THE ROLLING STONES GIVE DECCA RECORDS A VERY SPECIFIC KIND OF BLUES
Were it not for the signing of rock’n’roll immortals (also perhaps the regular “impossible to kill” kind of immortals) the Rolling Stones, Decca Records would forever be known as the label that turned down the Beatles with the snide note “Guitar groups are on their way out.” As it happened, Decca Records instead ended up as the label that pissed off the Rolling Stones so much they called everyone in the entire company a cocksucker.

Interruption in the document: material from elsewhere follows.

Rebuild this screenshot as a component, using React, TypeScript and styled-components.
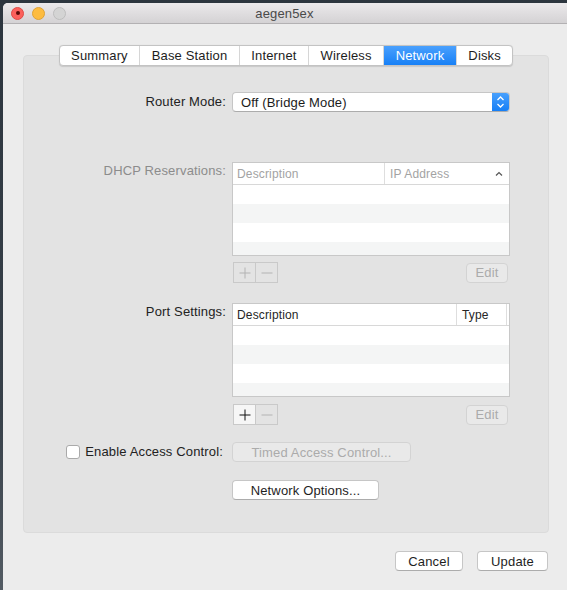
import styled, { createGlobalStyle } from "styled-components";

const GlobalStyle = createGlobalStyle`
  html, body {
    margin: 0;
    padding: 0;
  }
  body {
    width: 567px;
    height: 590px;
    overflow: hidden;
    background: linear-gradient(180deg, #2c353e 0%, #38414a 70%, #535b63 100%);
    font-family: "Liberation Sans", Arial, sans-serif;
    font-size: 13px;
    letter-spacing: 0.15px;
    color: #262626;
  }
`;

const tabs = ["Summary", "Base Station", "Internet", "Wireless", "Network", "Disks"];

const Desktop = styled.div`
  padding: 3px 0 0 3px;
`;

const Window = styled.div`
  width: 575px;
  height: 600px;
  background: #ececec;
  border-radius: 5px 5px 0 0;
  overflow: hidden;
  display: flex;
  flex-direction: column;
`;

const TitleBar = styled.div`
  height: 20px;
  border-bottom: 1px solid #b3b1b3;
  background: linear-gradient(180deg, #ebe9eb 0%, #d4d2d4 100%);
  display: grid;
  grid-template-columns: 1fr auto 1fr;
  align-items: center;
  padding-right: 12px;
`;

const Lights = styled.div`
  display: flex;
  gap: 8px;
  padding-left: 8px;
`;

const Light = styled.span<{ $fill: string; $edge: string }>`
  width: 11px;
  height: 11px;
  border-radius: 50%;
  background: ${({ $fill }) => $fill};
  border: 0.5px solid ${({ $edge }) => $edge};
  display: flex;
  align-items: center;
  justify-content: center;
`;

const CloseDot = styled.span`
  width: 4px;
  height: 4px;
  border-radius: 50%;
  background: #5a0a08;
`;

const Title = styled.div`
  color: #4a4a4a;
  font-size: 13px;
`;

const Panel = styled.div`
  width: 526px;
  margin: 21px 0 0 20px;
  display: flex;
  flex-direction: column;
`;

const TabBar = styled.div`
  align-self: center;
  position: relative;
  z-index: 1;
  display: flex;
  height: 19px;
  background: #fff;
  border: 1px solid #c3c3c3;
  border-radius: 4px;
  overflow: hidden;
  box-shadow: 0 0.5px 1px rgba(0, 0, 0, 0.12);
`;

const Tab = styled.div<{ $active: boolean }>`
  padding: 0 11.5px;
  line-height: 19px;
  color: ${({ $active }) => ($active ? "#fff" : "#1d1d1d")};
  background: ${({ $active }) => ($active ? "linear-gradient(180deg, #4aa0fd 0%, #1780f6 100%)" : "transparent")};
  & + & {
    border-left: 1px solid #d6d6d6;
  }
`;

const GroupBox = styled.div`
  margin-top: -11px;
  padding: 36px 38px 32px 0;
  background: #e3e3e3;
  border: 1px solid #dbdbdb;
  border-radius: 4px;
`;

const FormRow = styled.div<{ $top: number }>`
  display: grid;
  grid-template-columns: 202px 278px;
  column-gap: 6px;
  align-items: start;
  margin-top: ${({ $top }) => $top}px;
`;

const Label = styled.div<{ $muted?: boolean; $pad?: number }>`
  text-align: right;
  line-height: 16px;
  padding-top: ${({ $pad }) => $pad ?? 0}px;
  color: ${({ $muted }) => ($muted ? "#8c8c8c" : "#222")};
`;

const PopUp = styled.div`
  box-sizing: border-box;
  height: 20px;
  display: flex;
  align-items: center;
  background: #fff;
  border: 1px solid #c6c6c6;
  border-bottom-color: #acacac;
  border-radius: 4px;
  overflow: hidden;
`;

const PopUpText = styled.span`
  flex: 1;
  padding-left: 8px;
  color: #1b1b1b;
`;

const Stepper = styled.span`
  width: 17px;
  height: 100%;
  display: flex;
  align-items: center;
  justify-content: center;
  background: linear-gradient(180deg, #48a0fd 0%, #167ff6 100%);
`;

const Table = styled.div`
  box-sizing: border-box;
  height: 94px;
  background: #fff;
  border: 1px solid #c8c8c8;
  display: flex;
  flex-direction: column;
  overflow: hidden;
`;

const HeaderRow = styled.div<{ $muted?: boolean }>`
  display: flex;
  align-items: center;
  height: 21px;
  flex-shrink: 0;
  border-bottom: 1px solid #d8d8d8;
  font-size: 12px;
  color: ${({ $muted }) => ($muted ? "#a3a3a3" : "#262626")};
`;

const HeaderCell = styled.div<{ $width?: number }>`
  box-sizing: border-box;
  height: 100%;
  display: flex;
  align-items: center;
  justify-content: space-between;
  padding: 0 6px 0 4px;
  width: ${({ $width }) => ($width ? `${$width}px` : "auto")};
  flex: ${({ $width }) => ($width ? "none" : 1)};
  & + & {
    border-left: 1px solid #dedede;
    padding-left: 5px;
  }
`;

const Rows = styled.div`
  flex: 1;
  overflow: hidden;
`;

const Row = styled.div`
  height: 19px;
  &:nth-child(even) {
    background: #f4f5f5;
  }
`;

const ButtonLine = styled.div`
  display: flex;
  justify-content: space-between;
  align-items: center;
  padding: 0 2px 0 1px;
`;

const Segmented = styled.div`
  box-sizing: border-box;
  display: flex;
  height: 21px;
  border: 1px solid #c9c9c9;
`;

const SegCell = styled.span<{ $enabled?: boolean }>`
  width: 21px;
  height: 100%;
  display: flex;
  align-items: center;
  justify-content: center;
  background: ${({ $enabled }) => ($enabled ? "#f6f6f6" : "transparent")};
  color: ${({ $enabled }) => ($enabled ? "#111" : "#b3b3b3")};
  & + & {
    border-left: 1px solid #c9c9c9;
  }
`;

const PushButton = styled.div<{ $width: number; $disabled?: boolean }>`
  box-sizing: border-box;
  width: ${({ $width }) => $width}px;
  height: 20px;
  display: flex;
  align-items: center;
  justify-content: center;
  border-radius: 4px;
  border: 1px solid ${({ $disabled }) => ($disabled ? "#d3d3d3" : "#c6c6c6")};
  border-bottom-color: ${({ $disabled }) => ($disabled ? "#d3d3d3" : "#acacac")};
  background: ${({ $disabled }) => ($disabled ? "#e9e9e9" : "#fff")};
  color: ${({ $disabled }) => ($disabled ? "#ababab" : "#1e1e1e")};
`;

const CheckLabel = styled.label`
  display: flex;
  justify-content: flex-end;
  align-items: center;
  gap: 5px;
  height: 19px;
  padding-right: 3px;
  color: #222;
`;

const CheckBox = styled.span`
  box-sizing: border-box;
  width: 14px;
  height: 14px;
  background: #fff;
  border: 1px solid #aaaaaa;
  border-radius: 3px;
`;

const Footer = styled.div`
  display: flex;
  justify-content: flex-end;
  gap: 14px;
  margin-top: 18px;
  padding-right: 1px;
`;

const Plus = () => (
  <svg width="12" height="12" viewBox="0 0 12 12">
    <path d="M6 0.5V11.5M0.5 6H11.5" stroke="currentColor" strokeWidth="1" fill="none" />
  </svg>
);

const Minus = () => (
  <svg width="12" height="12" viewBox="0 0 12 12">
    <path d="M0.5 6H11.5" stroke="currentColor" strokeWidth="1" fill="none" />
  </svg>
);

const Updown = () => (
  <svg width="9" height="14" viewBox="0 0 9 14">
    <path d="M1.5 5L4.5 2L7.5 5M1.5 9L4.5 12L7.5 9" stroke="#fff" strokeWidth="1.3" fill="none" />
  </svg>
);

const Caret = () => (
  <svg width="8" height="6" viewBox="0 0 8 6">
    <path d="M1 4.5L4 1.5L7 4.5" stroke="#555" strokeWidth="1.2" fill="none" />
  </svg>
);

const EmptyRows = () => (
  <Rows>
    <Row />
    <Row />
    <Row />
    <Row />
  </Rows>
);

export default function App() {
  return (
    <Desktop>
      <GlobalStyle />
      <Window>
        <TitleBar>
          <Lights>
            <Light $fill="#fc605c" $edge="#de4a46">
              <CloseDot />
            </Light>
            <Light $fill="#fdbc40" $edge="#dea236" />
            <Light $fill="#d4d4d4" $edge="#bdbdbd" />
          </Lights>
          <Title>aegen5ex</Title>
          <span />
        </TitleBar>

        <Panel>
          <TabBar>
            {tabs.map((t) => (
              <Tab key={t} $active={t === "Network"}>
                {t}
              </Tab>
            ))}
          </TabBar>

          <GroupBox>
            <FormRow $top={0}>
              <Label $pad={2}>Router Mode:</Label>
              <PopUp>
                <PopUpText>Off (Bridge Mode)</PopUpText>
                <Stepper>
                  <Updown />
                </Stepper>
              </PopUp>
            </FormRow>

            <FormRow $top={50}>
              <Label $muted $pad={1}>DHCP Reservations:</Label>
              <Table>
                <HeaderRow $muted>
                  <HeaderCell $width={151}>Description</HeaderCell>
                  <HeaderCell>
                    IP Address
                    <Caret />
                  </HeaderCell>
                </HeaderRow>
                <EmptyRows />
              </Table>
            </FormRow>

            <FormRow $top={6}>
              <span />
              <ButtonLine>
                <Segmented>
                  <SegCell>
                    <Plus />
                  </SegCell>
                  <SegCell>
                    <Minus />
                  </SegCell>
                </Segmented>
                <PushButton $width={42} $disabled>
                  Edit
                </PushButton>
              </ButtonLine>
            </FormRow>

            <FormRow $top={20}>
              <Label $pad={1}>Port Settings:</Label>
              <Table>
                <HeaderRow>
                  <HeaderCell $width={223}>Description</HeaderCell>
                  <HeaderCell $width={50}>Type</HeaderCell>
                  <HeaderCell />
                </HeaderRow>
                <EmptyRows />
              </Table>
            </FormRow>

            <FormRow $top={7}>
              <span />
              <ButtonLine>
                <Segmented>
                  <SegCell $enabled>
                    <Plus />
                  </SegCell>
                  <SegCell>
                    <Minus />
                  </SegCell>
                </Segmented>
                <PushButton $width={42} $disabled>
                  Edit
                </PushButton>
              </ButtonLine>
            </FormRow>

            <FormRow $top={17}>
              <CheckLabel>
                <CheckBox />
                Enable Access Control:
              </CheckLabel>
              <PushButton $width={179} $disabled>
                Timed Access Control...
              </PushButton>
            </FormRow>

            <FormRow $top={18}>
              <span />
              <PushButton $width={147}>Network Options...</PushButton>
            </FormRow>
          </GroupBox>

          <Footer>
            <PushButton $width={68}>Cancel</PushButton>
            <PushButton $width={71}>Update</PushButton>
          </Footer>
        </Panel>
      </Window>
    </Desktop>
  );
}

After nearly a decade of evolving from “white guys who cover old black guys” to “white guys who write original songs on enormous amounts of drugs” the Stones had chafed under Decca’s management, at one point splitting with their producer and mastering their own album. The members felt more than ready to strike out on their own, but Decca’s contract demanded the release of one more single.
To meet the demand, Mick Jagger penned the profoundly filthy “Schoolboy Blues,” the lyrics of which (in many cases direct references to Decca managers and employees) led to the song being popularly known as “Cocksucker Blues.” Decca naturally refused to publish the unplayable song, but retained the rights to it before eventually unloading it in a weird West German-only box album entitled The Rest of the Best, and the song made an appearance during live shows and ended up on a self-titled bootleg live album.